Material provided |
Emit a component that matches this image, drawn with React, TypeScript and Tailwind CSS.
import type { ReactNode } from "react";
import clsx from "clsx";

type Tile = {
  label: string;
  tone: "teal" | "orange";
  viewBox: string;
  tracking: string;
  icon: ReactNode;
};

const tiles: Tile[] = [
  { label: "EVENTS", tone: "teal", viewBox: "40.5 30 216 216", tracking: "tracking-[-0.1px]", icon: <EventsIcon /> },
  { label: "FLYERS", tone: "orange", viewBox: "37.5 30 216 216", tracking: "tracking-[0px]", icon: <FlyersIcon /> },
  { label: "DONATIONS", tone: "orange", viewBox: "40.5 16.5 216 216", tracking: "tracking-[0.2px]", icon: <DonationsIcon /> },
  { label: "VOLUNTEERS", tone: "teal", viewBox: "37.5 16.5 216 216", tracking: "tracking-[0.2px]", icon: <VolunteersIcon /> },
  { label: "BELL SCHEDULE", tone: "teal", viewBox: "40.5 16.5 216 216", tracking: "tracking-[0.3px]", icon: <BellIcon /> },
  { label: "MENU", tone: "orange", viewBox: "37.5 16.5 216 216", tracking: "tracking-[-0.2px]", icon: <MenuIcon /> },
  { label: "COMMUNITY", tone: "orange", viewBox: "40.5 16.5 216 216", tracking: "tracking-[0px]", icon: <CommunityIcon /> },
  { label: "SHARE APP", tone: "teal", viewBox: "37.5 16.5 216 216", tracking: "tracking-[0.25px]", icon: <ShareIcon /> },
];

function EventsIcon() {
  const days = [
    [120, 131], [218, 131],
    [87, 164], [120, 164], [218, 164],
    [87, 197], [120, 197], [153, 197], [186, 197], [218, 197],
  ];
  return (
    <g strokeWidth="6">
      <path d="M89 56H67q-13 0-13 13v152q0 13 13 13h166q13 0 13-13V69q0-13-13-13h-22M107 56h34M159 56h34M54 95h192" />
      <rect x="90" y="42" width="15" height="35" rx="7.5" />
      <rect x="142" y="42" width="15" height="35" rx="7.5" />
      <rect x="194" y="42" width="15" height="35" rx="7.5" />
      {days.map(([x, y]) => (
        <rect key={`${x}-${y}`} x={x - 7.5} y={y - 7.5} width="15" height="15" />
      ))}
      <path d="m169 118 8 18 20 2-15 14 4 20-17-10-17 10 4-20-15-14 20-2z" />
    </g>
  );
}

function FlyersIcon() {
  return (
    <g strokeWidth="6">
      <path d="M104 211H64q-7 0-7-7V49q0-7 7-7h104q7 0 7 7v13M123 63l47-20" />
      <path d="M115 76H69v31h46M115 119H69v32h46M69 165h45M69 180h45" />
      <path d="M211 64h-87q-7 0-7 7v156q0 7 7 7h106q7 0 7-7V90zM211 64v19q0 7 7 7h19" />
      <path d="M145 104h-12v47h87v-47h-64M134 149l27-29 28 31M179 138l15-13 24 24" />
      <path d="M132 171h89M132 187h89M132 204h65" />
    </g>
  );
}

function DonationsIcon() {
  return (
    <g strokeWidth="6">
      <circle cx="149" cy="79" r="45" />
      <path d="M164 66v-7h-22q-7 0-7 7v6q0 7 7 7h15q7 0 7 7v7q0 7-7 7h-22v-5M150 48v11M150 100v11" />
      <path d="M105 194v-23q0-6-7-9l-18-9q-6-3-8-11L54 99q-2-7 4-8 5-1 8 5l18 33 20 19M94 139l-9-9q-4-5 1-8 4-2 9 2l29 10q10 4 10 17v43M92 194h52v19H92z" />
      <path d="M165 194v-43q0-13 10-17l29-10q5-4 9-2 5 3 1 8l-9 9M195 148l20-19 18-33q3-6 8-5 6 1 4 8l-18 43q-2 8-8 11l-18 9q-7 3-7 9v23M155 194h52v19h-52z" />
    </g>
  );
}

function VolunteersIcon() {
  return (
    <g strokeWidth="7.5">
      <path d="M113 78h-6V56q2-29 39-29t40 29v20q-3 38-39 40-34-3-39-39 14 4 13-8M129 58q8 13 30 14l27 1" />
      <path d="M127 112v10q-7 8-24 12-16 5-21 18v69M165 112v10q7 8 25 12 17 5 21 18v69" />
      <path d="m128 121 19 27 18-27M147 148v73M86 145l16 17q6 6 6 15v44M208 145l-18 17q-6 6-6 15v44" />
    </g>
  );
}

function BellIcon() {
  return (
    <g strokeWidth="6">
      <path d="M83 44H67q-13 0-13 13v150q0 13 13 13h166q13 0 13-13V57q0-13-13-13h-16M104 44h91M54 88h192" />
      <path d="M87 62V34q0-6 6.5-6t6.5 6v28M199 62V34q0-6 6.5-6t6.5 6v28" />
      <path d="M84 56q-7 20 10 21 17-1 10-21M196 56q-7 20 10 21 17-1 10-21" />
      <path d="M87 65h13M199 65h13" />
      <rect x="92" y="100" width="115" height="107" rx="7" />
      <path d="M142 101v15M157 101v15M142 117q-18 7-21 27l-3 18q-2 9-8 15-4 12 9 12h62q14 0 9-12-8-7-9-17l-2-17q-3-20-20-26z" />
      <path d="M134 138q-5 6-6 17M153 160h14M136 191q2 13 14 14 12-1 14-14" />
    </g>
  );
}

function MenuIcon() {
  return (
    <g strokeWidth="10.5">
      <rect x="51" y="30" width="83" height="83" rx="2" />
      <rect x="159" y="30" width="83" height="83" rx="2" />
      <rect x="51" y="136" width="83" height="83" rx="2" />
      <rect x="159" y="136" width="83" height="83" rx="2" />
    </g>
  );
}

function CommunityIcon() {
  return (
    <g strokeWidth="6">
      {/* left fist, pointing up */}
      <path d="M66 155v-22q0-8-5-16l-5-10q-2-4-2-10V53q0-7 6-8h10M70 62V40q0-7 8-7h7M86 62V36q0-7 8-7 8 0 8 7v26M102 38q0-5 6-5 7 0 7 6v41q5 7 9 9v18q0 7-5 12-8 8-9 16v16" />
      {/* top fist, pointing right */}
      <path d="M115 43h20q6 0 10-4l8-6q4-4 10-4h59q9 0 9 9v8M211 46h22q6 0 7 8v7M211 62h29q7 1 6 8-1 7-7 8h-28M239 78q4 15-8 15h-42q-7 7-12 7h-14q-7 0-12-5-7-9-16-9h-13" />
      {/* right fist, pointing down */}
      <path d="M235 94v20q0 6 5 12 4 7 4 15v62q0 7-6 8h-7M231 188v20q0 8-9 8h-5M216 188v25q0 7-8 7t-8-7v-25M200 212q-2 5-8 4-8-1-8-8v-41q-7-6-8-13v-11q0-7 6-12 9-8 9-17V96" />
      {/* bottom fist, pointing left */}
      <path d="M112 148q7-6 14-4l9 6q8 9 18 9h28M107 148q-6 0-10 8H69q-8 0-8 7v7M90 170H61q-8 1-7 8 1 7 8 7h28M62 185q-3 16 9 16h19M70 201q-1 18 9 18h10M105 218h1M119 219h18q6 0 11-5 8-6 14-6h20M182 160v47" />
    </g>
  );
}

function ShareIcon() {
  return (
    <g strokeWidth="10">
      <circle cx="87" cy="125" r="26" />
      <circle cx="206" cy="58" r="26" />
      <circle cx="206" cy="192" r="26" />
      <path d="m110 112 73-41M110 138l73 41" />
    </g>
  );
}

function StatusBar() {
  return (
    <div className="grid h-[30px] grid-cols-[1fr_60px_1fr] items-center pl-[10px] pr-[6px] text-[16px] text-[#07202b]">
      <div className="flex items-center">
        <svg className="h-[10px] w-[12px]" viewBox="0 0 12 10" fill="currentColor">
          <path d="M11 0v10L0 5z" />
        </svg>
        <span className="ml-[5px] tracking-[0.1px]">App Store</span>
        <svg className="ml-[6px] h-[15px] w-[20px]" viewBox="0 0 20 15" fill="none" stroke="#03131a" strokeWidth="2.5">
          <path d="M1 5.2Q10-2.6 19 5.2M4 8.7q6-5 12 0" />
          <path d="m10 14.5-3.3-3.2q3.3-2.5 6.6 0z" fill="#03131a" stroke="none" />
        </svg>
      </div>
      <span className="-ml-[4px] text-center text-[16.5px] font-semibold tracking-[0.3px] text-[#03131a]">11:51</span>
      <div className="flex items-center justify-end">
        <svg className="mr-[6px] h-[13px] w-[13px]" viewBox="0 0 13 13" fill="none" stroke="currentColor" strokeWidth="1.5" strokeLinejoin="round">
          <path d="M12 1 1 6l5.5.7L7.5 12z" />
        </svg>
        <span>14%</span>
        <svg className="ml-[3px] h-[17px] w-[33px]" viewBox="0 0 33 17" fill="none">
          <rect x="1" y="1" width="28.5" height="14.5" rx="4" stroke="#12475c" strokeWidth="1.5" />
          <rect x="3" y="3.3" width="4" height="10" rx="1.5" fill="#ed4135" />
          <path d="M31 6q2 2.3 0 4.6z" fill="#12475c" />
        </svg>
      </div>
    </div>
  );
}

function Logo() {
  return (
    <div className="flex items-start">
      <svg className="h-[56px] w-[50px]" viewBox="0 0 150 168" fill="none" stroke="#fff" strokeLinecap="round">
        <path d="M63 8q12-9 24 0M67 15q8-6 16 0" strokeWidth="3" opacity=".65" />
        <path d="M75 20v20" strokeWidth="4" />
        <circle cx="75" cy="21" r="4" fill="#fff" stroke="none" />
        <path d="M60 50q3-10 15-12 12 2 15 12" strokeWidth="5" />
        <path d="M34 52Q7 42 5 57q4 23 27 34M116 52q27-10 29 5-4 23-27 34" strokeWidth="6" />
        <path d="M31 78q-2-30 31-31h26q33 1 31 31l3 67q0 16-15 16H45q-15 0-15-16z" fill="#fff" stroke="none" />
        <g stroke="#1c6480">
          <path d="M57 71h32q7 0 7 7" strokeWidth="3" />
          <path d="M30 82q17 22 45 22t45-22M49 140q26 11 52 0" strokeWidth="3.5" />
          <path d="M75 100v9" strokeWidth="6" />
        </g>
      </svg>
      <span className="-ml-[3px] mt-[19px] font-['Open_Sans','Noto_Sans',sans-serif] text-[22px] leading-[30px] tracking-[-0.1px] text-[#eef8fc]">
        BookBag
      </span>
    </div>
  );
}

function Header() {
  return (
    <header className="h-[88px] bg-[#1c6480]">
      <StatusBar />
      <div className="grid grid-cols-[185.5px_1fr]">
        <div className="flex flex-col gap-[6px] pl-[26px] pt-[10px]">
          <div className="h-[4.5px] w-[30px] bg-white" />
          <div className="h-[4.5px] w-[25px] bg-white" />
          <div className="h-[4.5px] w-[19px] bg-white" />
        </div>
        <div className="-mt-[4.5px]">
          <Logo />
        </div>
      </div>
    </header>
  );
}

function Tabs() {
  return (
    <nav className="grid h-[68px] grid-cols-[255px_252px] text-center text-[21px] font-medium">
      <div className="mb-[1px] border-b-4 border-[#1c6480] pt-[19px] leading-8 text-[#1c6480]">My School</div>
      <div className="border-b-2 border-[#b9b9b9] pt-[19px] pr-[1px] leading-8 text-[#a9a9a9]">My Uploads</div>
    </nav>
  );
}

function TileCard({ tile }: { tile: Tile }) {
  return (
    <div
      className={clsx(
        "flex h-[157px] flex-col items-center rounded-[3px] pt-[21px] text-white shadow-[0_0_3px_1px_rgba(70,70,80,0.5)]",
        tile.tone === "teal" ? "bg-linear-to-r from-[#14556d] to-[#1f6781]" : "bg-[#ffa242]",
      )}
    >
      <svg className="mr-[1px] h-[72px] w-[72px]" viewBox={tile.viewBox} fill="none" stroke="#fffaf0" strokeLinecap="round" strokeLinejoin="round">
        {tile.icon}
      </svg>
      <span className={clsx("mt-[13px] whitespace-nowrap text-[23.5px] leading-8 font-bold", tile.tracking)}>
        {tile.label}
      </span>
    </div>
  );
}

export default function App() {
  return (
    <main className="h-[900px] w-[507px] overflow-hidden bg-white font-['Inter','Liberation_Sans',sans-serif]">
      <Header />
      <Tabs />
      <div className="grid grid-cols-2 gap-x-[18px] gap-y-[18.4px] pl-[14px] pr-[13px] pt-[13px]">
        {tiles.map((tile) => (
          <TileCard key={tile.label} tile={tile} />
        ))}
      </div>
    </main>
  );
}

Problem to solve | Return exactly the lines from the beginning of the data above through the one containing "import clsx from", please. Include both end lines and add nothing else.

Result |
Emit a component that matches this image, drawn with React, TypeScript and Tailwind CSS.
import type { ReactNode } from "react";
import clsx from "clsx";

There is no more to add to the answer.